On April 2, 1969, 21 Panther
members were arrested and charged with conspiracy to blow up the New
York Botanical Gardens and several department stores, and to assassinate
police officers. The following month on May 21, the slain body of Alex
Rackley, Black Panther Party member, was discovered in a swamp in Middlefield,
Connecticut. FBI agents and New Haven Police officials wasted no time
and raided the Panther's headquarters, searching for evidence. That
same day, eight of the local chapter's members and the party's notorious
national chairman, Bobby Seale, were arrested and charged with murder,
kidnapping, and conspiracy.
A group of Northeastern University
students sympathized with the plight of the Black Panthers and wanted
to demonstrate their support to the Boston community. In April 1970,
the Black Panther Support Group formed on Northeastern’s campus.

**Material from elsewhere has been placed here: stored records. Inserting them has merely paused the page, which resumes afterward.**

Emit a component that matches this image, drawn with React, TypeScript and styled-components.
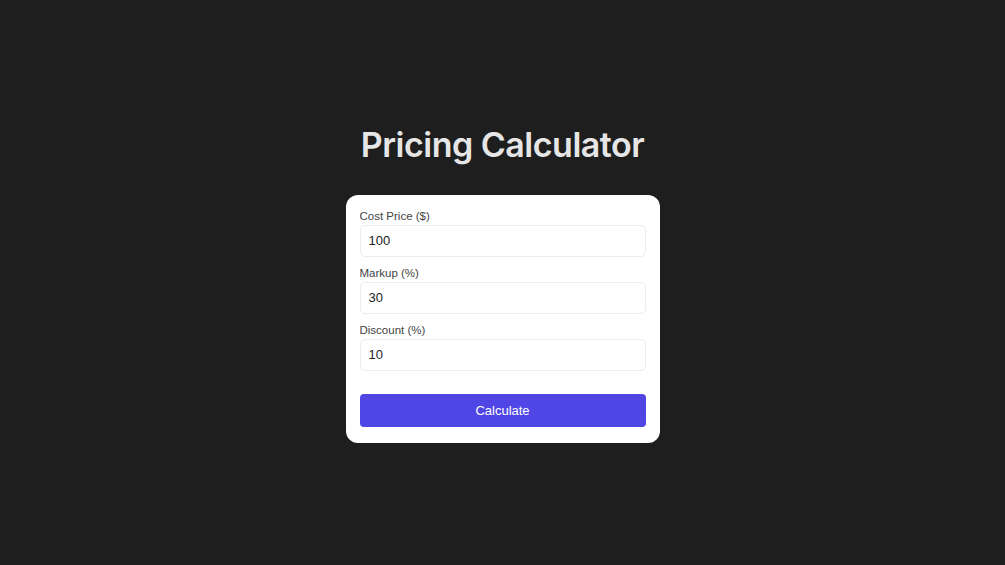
import React from "react";
import styled, { createGlobalStyle } from "styled-components";

const Global = createGlobalStyle`
  html, body { margin: 0; padding: 0; background: #1e1e1e; }
  #root { min-height: 100vh; }
`;

const Page = styled.div`
  min-height: 565px;
  display: flex;
  flex-direction: column;
  align-items: center;
  justify-content: center;
  background: #1e1e1e;
`;

const Title = styled.h1`
  margin: 0 0 28px;
  font-family: Inter, "Noto Sans", sans-serif;
  font-weight: 600;
  font-size: 34px;
  line-height: 44px;
  color: #e6e6e6;
  letter-spacing: -0.5px;
`;

const Card = styled.div`
  width: 314px;
  box-sizing: border-box;
  background: #ffffff;
  border-radius: 12px;
  padding: 15px 14px 16px;
  display: flex;
  flex-direction: column;
`;

const Field = styled.div`
  display: flex;
  flex-direction: column;
  margin-bottom: 10px;
`;

const Label = styled.label`
  font-family: "Liberation Sans", Arial, sans-serif;
  font-size: 11.5px;
  line-height: 12px;
  color: #444;
  margin-bottom: 3px;
`;

const Input = styled.input`
  box-sizing: border-box;
  height: 32px;
  width: 100%;
  border: 1px solid #ececec;
  border-radius: 5px;
  padding: 0 8px;
  font-family: "Liberation Sans", Arial, sans-serif;
  font-size: 13px;
  color: #222;
  background: #fff;
  outline: none;
`;

const Button = styled.button`
  margin-top: 13px;
  height: 33px;
  width: 100%;
  border: none;
  border-radius: 4px;
  background: #4f46e5;
  color: #fff;
  font-family: "Liberation Sans", Arial, sans-serif;
  font-size: 13px;
  cursor: pointer;
`;

const fields = [
  { label: "Cost Price ($)", value: "100" },
  { label: "Markup (%)", value: "30" },
  { label: "Discount (%)", value: "10" },
];

export default function App() {
  return (
    <>
      <Global />
      <Page>
        <Title>Pricing Calculator</Title>
        <Card>
          {fields.map((f) => (
            <Field key={f.label}>
              <Label>{f.label}</Label>
              <Input type="number" defaultValue={f.value} />
            </Field>
          ))}
          <Button>Calculate</Button>
        </Card>
      </Page>
    </>
  );
}
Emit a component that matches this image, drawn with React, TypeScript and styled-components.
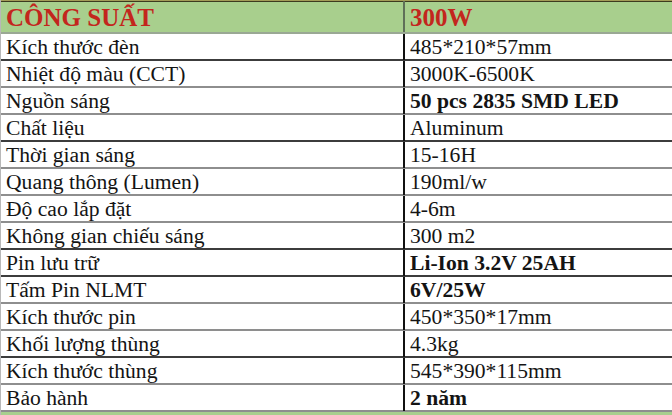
import React from "react";
import styled, { createGlobalStyle } from "styled-components";

const GlobalStyle = createGlobalStyle`
  html, body {
    margin: 0;
    padding: 0;
    background: #ffffff;
  }
  body {
    font-family: "Liberation Serif", "Times New Roman", serif;
  }
`;

type Spec = {
  label: string;
  value: string;
  bold?: boolean;
  line: "dark" | "light";
};

const specs: Spec[] = [
  { label: "Kích thước đèn", value: "485*210*57mm", line: "dark" },
  { label: "Nhiệt độ màu (CCT)", value: "3000K-6500K", line: "light" },
  { label: "Nguồn sáng", value: "50 pcs 2835 SMD LED", bold: true, line: "light" },
  { label: "Chất liệu", value: "Aluminum", line: "dark" },
  { label: "Thời gian sáng", value: "15-16H", line: "light" },
  { label: "Quang thông (Lumen)", value: "190ml/w", line: "light" },
  { label: "Độ cao lắp đặt", value: "4-6m", line: "light" },
  { label: "Không gian chiếu sáng", value: "300 m2", line: "dark" },
  { label: "Pin lưu trữ", value: "Li-Ion 3.2V 25AH", bold: true, line: "dark" },
  { label: "Tấm Pin NLMT", value: "6V/25W", bold: true, line: "light" },
  { label: "Kích thước pin", value: "450*350*17mm", line: "light" },
  { label: "Khối lượng thùng", value: "4.3kg", line: "dark" },
  { label: "Kích thước thùng", value: "545*390*115mm", line: "light" },
  { label: "Bảo hành", value: "2 năm", bold: true, line: "light" },
];

const Sheet = styled.div`
  width: 672px;
  height: 415px;
  overflow: hidden;
  border-left: 1px solid #b8b8b8;
  box-sizing: border-box;
  display: flex;
  flex-direction: column;
`;

const HeaderRow = styled.div`
  display: grid;
  grid-template-columns: 402px 1fr;
  height: 34px;
  flex: none;
  box-sizing: border-box;
  background: #a8cf8d;
  border-top: 1px solid #a39c58;
  box-shadow: inset 0 1px 0 #3d3b1f;
  border-bottom: 2px solid #9aa894;
`;

const HeaderCell = styled.div<{ $divider?: boolean }>`
  display: flex;
  align-items: center;
  padding: 2px 0 0 5px;
  font-size: 25px;
  font-weight: bold;
  color: #c3261d;
  border-left: ${(p) => (p.$divider ? "2px solid #5f7058" : "none")};
`;

const Row = styled.div<{ $line: "dark" | "light" }>`
  display: grid;
  grid-template-columns: 402px 1fr;
  height: 27px;
  flex: none;
  box-sizing: border-box;
  border-bottom: ${(p) =>
    p.$line === "dark" ? "2px solid #3c3c3c" : "2px solid #8e8e8e"};
`;

const Cell = styled.div<{ $divider?: boolean; $bold?: boolean }>`
  display: flex;
  align-items: center;
  padding: 1px 0 0 5px;
  font-size: 21.6px;
  line-height: 25px;
  color: #141414;
  font-weight: ${(p) => (p.$bold ? "bold" : "normal")};
  border-left: ${(p) => (p.$divider ? "2px solid #111111" : "none")};
  white-space: nowrap;
`;

const FooterStrip = styled.div`
  height: 3px;
  flex: none;
  background: #a8cf8d;
`;

export default function App() {
  return (
    <>
      <GlobalStyle />
      <Sheet>
        <HeaderRow>
          <HeaderCell>CÔNG SUẤT</HeaderCell>
          <HeaderCell $divider>300W</HeaderCell>
        </HeaderRow>
        {specs.map((s) => (
          <Row key={s.label} $line={s.line}>
            <Cell>{s.label}</Cell>
            <Cell $divider $bold={s.bold}>
              {s.value}
            </Cell>
          </Row>
        ))}
        <FooterStrip />
      </Sheet>
    </>
  );
}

The organization's mission was to educate students, increasing their
understanding of the trials of Bobby Seale, the New York 21, and the
Black Panther Party. One of their first actions was to name April 14th
Bobby Seale Day. The group also strived to tie Northeastern to its surrounding
community by initiating a campaign to provide funds and supplies for
a medical center in Roxbury and by proposing to Northeastern’s
Student Council to start a hot breakfast program for children in Roxbury
On the afternoon of April
7, the Black Panther Support Group’s agenda became evident. Carrying
“Free the Panthers” signs and chanting revolutionary slogans,
70 Northeastern students marched from Krentzman Quad through downtown
Boston to Post Office Square, the city-wide protest’s first meeting
point. There, the students were joined by 1,930 other protesters who
also wished to demonstrate support for the Black Panthers during the
New Haven murder trials.
The crowd of 2,000 stood
in Post Office Square listening attentively to Doug Miranda, former
chairman of the Boston Black Panther Party, and Artie Seale, wife of
Bobby Seale, urging them to take action. Demonstrators then marched
to Boston Police Headquarters on Berkeley Street. Boston’s Tactical
Police force surrounded the area, and plainclothes officers were in
evidence in the midst of the crowd. As the rally culminated at Boston
University’s Sherman Union, marchers pledged to continue the struggle.